▶ [YOUR TASK]:
Scan the listing below and copy every line holding "this".

▶ [RECORDS PROVIDED]:

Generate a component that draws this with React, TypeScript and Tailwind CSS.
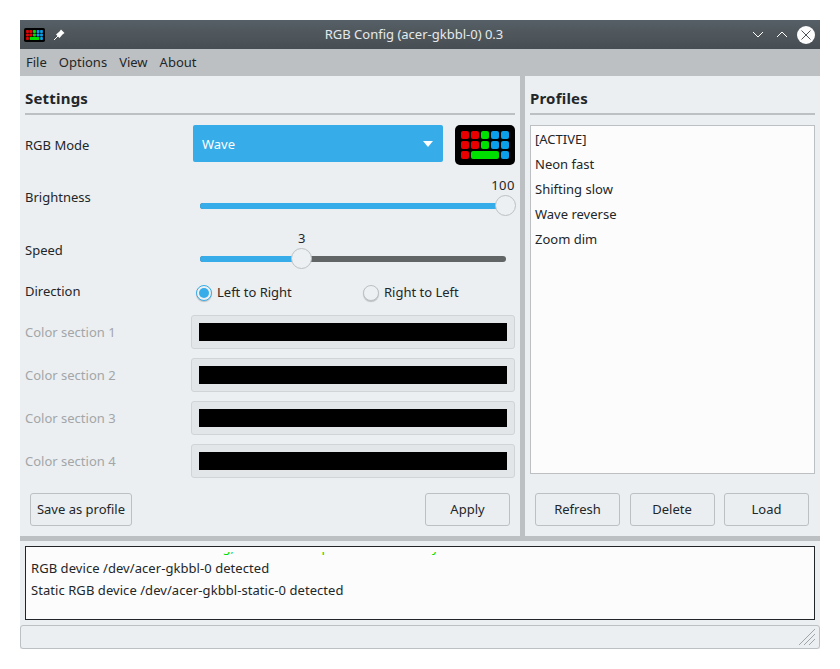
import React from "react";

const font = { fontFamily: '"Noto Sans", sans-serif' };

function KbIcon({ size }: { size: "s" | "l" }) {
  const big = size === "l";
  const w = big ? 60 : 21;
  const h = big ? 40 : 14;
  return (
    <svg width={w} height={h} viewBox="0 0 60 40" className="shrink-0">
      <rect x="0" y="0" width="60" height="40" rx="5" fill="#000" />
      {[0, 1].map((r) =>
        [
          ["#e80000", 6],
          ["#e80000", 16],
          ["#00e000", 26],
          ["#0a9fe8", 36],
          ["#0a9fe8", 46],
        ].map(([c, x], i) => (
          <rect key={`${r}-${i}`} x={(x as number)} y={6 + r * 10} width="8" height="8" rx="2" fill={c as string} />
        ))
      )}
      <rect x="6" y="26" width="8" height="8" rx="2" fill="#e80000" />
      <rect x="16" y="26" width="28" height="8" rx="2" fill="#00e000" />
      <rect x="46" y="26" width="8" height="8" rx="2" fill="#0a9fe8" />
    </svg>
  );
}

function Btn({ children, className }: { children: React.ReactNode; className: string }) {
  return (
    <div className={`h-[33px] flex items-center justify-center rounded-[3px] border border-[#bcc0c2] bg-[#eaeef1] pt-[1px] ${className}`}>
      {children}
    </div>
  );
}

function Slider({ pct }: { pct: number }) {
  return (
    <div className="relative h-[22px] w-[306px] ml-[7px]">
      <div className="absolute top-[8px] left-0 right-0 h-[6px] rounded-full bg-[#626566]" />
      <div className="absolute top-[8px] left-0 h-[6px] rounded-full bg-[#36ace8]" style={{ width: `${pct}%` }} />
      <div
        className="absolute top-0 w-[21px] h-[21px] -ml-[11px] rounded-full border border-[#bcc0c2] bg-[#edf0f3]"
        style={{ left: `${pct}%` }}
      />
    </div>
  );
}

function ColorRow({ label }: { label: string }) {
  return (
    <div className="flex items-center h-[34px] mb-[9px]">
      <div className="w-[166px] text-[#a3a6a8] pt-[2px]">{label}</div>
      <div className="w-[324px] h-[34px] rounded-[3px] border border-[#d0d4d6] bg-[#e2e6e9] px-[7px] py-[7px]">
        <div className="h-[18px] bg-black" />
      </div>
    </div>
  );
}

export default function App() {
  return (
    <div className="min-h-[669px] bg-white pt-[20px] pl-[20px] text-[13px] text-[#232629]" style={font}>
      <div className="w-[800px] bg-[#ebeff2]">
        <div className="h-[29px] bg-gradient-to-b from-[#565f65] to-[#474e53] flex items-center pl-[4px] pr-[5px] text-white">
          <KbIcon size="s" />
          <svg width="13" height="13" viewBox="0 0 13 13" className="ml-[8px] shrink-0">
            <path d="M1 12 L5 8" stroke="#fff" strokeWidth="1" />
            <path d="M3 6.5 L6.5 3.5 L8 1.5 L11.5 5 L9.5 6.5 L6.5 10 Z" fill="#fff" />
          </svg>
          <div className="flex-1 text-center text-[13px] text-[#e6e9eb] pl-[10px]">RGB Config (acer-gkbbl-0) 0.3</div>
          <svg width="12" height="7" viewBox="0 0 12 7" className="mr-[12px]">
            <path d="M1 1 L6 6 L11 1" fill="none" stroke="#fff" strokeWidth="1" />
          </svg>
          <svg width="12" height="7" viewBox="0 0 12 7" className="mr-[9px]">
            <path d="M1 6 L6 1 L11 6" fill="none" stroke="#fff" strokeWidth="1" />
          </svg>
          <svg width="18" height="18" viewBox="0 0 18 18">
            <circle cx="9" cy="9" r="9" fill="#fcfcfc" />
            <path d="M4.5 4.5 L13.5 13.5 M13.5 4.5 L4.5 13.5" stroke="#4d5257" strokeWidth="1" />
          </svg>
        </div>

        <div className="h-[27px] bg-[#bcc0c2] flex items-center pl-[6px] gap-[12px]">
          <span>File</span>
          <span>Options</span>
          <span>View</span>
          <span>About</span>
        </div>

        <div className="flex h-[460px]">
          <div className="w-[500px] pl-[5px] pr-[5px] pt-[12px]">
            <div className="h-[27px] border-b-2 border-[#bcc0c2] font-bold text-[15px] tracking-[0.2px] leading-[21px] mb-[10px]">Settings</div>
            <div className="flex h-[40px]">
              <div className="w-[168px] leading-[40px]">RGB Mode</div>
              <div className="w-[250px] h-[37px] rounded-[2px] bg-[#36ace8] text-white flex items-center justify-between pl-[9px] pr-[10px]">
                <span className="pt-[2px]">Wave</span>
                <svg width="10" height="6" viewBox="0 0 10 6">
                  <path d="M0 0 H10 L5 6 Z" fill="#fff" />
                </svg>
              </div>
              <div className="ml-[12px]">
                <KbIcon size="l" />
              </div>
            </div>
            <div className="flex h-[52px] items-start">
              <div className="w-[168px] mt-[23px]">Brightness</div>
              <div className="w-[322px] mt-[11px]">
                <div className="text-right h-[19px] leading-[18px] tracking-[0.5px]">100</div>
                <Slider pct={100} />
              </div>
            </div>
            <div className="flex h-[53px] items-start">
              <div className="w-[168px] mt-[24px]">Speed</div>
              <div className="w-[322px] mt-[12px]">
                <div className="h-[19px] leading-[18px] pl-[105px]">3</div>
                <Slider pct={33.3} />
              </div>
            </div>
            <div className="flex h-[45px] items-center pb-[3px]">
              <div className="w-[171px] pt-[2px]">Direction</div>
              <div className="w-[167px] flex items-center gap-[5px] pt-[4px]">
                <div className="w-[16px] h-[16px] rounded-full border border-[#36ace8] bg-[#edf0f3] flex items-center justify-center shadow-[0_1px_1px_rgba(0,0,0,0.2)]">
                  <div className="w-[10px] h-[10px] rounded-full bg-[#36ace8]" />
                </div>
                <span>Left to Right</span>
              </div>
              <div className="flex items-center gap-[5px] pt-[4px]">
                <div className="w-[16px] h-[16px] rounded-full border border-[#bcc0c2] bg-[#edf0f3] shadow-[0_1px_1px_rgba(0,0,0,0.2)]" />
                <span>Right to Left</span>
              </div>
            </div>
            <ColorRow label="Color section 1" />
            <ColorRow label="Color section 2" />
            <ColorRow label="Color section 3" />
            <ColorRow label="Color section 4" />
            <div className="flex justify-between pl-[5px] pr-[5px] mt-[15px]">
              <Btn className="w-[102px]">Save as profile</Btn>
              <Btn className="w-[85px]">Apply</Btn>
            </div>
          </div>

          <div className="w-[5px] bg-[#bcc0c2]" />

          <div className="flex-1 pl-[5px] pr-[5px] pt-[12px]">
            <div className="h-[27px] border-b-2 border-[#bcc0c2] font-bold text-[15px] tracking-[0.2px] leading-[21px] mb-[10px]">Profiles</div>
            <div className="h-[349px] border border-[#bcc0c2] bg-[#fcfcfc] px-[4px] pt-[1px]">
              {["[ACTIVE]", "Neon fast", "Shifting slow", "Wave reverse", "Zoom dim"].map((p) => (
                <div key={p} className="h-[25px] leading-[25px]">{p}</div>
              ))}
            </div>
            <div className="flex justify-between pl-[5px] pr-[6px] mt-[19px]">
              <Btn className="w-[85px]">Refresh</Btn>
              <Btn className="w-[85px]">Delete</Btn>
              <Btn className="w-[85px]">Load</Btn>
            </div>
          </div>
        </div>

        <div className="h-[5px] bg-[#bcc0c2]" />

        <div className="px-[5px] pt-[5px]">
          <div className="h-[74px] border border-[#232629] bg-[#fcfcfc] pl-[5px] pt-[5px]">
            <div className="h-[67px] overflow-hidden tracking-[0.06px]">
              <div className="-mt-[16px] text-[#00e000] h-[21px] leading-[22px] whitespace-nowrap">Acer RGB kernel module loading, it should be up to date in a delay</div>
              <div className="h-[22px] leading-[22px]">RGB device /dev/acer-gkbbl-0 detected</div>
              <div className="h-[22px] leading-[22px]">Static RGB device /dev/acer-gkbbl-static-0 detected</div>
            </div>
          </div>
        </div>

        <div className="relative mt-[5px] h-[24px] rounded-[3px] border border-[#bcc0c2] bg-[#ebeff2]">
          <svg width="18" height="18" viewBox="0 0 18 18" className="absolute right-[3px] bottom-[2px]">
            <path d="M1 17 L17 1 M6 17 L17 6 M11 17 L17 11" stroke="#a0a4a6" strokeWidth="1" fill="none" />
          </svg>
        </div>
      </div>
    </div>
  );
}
* * *
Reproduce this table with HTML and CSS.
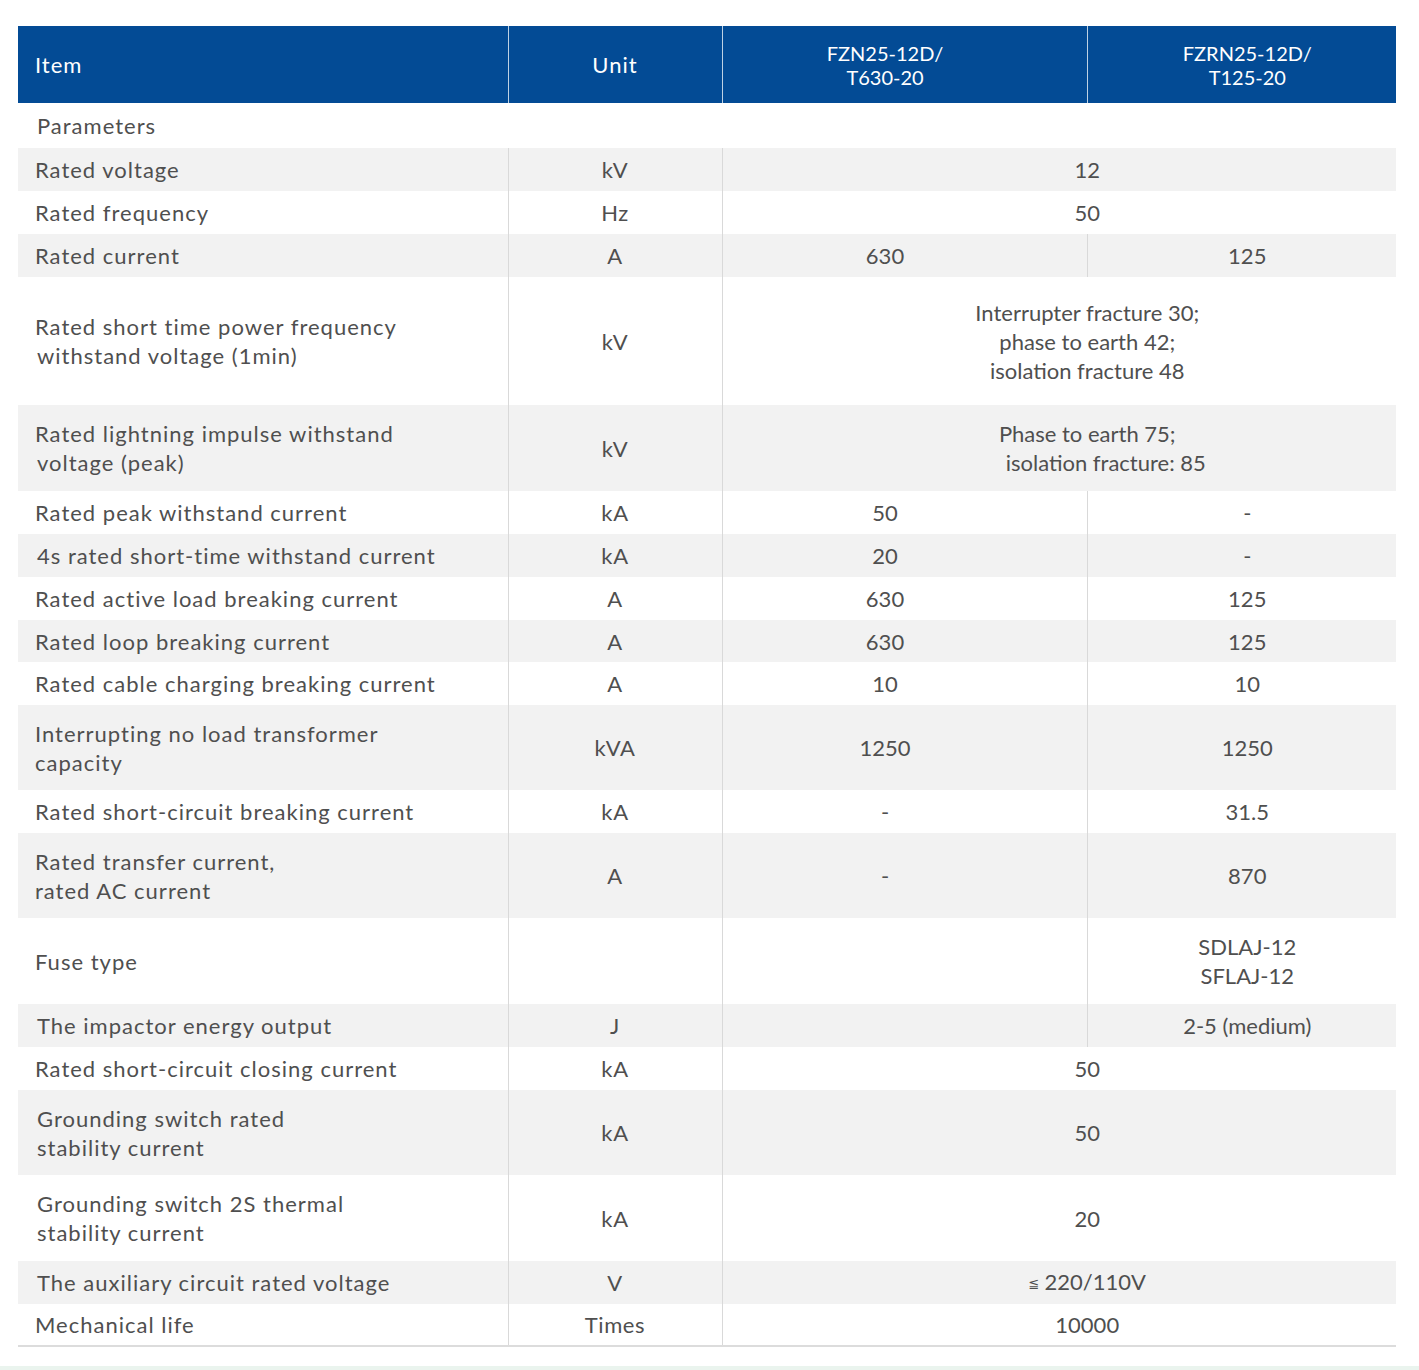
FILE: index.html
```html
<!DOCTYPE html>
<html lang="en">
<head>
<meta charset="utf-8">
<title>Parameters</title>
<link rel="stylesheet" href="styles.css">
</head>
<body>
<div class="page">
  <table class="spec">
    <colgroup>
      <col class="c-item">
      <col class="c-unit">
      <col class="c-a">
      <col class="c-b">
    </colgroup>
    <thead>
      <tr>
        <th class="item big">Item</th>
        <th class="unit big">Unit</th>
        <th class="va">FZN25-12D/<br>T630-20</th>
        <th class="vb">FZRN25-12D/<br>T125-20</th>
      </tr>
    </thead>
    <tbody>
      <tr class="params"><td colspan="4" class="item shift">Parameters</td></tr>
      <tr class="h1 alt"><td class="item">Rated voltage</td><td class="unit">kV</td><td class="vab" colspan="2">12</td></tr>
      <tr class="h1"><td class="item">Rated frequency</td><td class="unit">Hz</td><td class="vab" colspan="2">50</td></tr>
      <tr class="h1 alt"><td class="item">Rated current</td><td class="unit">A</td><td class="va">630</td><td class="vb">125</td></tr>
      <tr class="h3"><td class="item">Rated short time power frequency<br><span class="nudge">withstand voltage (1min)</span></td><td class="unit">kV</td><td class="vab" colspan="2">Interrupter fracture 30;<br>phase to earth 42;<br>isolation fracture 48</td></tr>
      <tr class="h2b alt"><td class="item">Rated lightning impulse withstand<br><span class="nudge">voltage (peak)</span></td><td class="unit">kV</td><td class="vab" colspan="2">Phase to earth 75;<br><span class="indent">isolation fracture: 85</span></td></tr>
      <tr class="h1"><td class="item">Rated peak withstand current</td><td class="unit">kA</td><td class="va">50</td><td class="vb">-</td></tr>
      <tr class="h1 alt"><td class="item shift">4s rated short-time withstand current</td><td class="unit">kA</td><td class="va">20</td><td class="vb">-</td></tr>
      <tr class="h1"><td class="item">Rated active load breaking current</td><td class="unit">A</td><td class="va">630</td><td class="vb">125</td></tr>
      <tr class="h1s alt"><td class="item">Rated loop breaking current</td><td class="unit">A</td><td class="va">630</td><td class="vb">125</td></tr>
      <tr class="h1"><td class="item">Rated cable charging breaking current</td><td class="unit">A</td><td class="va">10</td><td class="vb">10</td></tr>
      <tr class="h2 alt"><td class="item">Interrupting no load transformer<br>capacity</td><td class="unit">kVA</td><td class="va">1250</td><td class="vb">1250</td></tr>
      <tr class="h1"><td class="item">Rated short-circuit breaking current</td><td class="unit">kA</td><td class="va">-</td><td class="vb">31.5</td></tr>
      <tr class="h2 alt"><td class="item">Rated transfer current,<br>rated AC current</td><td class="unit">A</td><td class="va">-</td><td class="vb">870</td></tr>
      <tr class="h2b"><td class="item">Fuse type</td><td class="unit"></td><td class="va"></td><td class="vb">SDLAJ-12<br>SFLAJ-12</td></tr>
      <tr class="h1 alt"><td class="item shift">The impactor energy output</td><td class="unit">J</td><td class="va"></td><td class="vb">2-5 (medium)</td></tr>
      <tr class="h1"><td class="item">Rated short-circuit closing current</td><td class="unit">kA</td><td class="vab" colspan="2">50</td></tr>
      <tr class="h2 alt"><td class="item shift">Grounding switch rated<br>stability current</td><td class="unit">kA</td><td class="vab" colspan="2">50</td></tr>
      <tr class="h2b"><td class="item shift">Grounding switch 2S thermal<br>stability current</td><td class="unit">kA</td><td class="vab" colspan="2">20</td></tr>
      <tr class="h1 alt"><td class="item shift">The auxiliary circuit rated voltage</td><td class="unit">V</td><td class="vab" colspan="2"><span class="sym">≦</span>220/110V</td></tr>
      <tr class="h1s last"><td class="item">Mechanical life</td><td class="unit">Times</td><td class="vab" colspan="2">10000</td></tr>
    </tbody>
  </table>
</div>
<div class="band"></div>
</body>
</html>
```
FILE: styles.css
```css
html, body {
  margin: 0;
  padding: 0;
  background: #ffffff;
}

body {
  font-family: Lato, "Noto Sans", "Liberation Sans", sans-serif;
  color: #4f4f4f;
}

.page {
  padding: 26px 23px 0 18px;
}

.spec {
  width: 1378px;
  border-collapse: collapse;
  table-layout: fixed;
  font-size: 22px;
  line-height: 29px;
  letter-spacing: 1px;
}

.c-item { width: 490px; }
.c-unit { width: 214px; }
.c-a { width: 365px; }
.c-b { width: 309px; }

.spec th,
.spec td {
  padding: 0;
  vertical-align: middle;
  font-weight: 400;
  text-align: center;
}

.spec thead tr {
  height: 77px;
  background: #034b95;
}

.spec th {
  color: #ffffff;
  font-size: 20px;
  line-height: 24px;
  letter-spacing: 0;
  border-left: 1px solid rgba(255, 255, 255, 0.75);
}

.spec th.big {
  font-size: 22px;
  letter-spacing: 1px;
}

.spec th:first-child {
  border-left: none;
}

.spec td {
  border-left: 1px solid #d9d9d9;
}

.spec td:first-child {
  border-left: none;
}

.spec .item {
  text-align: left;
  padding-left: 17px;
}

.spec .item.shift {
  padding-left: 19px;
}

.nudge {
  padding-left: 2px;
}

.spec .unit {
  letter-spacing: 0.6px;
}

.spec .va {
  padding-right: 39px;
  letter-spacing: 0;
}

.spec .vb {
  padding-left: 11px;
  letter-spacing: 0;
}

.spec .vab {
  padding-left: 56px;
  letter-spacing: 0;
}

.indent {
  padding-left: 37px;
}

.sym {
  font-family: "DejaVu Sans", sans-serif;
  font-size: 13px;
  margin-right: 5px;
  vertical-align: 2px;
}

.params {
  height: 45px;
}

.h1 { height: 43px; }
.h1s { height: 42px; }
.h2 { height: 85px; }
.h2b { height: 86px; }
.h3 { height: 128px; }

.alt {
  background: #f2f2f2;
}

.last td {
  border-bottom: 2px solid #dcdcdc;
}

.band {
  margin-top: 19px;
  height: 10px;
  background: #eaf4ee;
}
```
==
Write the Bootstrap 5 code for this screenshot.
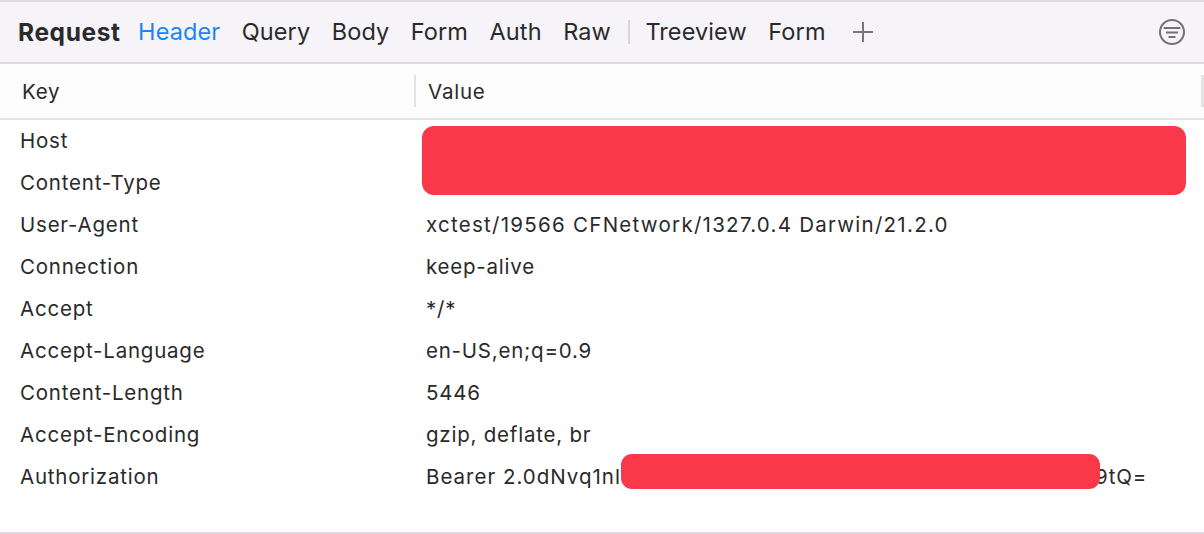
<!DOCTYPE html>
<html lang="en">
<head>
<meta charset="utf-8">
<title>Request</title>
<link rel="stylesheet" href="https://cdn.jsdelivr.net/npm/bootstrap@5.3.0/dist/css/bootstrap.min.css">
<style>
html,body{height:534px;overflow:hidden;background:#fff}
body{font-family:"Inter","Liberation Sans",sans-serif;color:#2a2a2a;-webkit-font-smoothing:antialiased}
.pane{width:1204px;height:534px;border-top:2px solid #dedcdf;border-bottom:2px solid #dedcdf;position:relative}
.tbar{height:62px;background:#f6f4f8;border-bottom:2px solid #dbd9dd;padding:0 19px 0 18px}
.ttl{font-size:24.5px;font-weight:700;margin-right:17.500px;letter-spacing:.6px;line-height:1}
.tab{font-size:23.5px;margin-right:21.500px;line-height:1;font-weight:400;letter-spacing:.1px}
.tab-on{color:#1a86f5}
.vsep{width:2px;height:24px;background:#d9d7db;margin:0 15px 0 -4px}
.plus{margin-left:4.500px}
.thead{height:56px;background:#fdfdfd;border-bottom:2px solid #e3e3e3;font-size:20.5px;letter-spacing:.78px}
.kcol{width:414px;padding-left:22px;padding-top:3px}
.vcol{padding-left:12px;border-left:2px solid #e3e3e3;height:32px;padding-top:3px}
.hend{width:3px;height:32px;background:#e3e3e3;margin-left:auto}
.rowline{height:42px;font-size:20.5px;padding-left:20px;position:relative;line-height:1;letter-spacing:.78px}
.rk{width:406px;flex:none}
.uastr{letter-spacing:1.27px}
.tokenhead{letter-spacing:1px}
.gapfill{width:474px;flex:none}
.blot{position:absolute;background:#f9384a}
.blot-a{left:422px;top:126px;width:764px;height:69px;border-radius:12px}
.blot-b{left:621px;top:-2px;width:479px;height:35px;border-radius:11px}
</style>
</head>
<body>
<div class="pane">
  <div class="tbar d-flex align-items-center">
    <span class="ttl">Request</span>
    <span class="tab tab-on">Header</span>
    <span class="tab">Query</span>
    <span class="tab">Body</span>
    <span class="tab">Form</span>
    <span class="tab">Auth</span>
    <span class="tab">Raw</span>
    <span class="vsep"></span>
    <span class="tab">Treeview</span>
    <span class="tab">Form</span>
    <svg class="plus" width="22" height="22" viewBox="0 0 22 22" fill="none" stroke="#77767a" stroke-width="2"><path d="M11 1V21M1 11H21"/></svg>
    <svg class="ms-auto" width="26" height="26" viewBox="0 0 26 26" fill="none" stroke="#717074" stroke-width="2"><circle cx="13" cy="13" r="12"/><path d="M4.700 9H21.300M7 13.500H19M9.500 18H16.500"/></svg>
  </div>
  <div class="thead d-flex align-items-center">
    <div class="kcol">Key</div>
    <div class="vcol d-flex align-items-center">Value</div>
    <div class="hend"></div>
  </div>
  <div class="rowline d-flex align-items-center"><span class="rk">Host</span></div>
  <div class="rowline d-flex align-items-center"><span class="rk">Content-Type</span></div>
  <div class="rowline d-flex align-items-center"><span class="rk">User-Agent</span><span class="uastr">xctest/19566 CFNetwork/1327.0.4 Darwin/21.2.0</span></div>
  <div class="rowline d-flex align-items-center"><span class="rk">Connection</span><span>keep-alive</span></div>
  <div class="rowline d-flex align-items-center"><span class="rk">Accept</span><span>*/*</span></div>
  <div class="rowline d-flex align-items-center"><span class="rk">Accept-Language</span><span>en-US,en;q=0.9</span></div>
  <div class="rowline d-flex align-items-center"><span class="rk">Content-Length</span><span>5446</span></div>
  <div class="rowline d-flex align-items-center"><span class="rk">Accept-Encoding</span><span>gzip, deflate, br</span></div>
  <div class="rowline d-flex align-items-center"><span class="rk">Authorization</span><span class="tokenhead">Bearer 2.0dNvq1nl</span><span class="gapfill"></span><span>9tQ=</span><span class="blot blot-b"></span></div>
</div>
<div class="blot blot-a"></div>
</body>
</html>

▶ [SOLUTION TO THE EXERCISE]:
Generate a component that draws this with React, TypeScript and Tailwind CSS.
Reproduce this table with HTML and CSS.
Write the Bootstrap 5 code for this screenshot.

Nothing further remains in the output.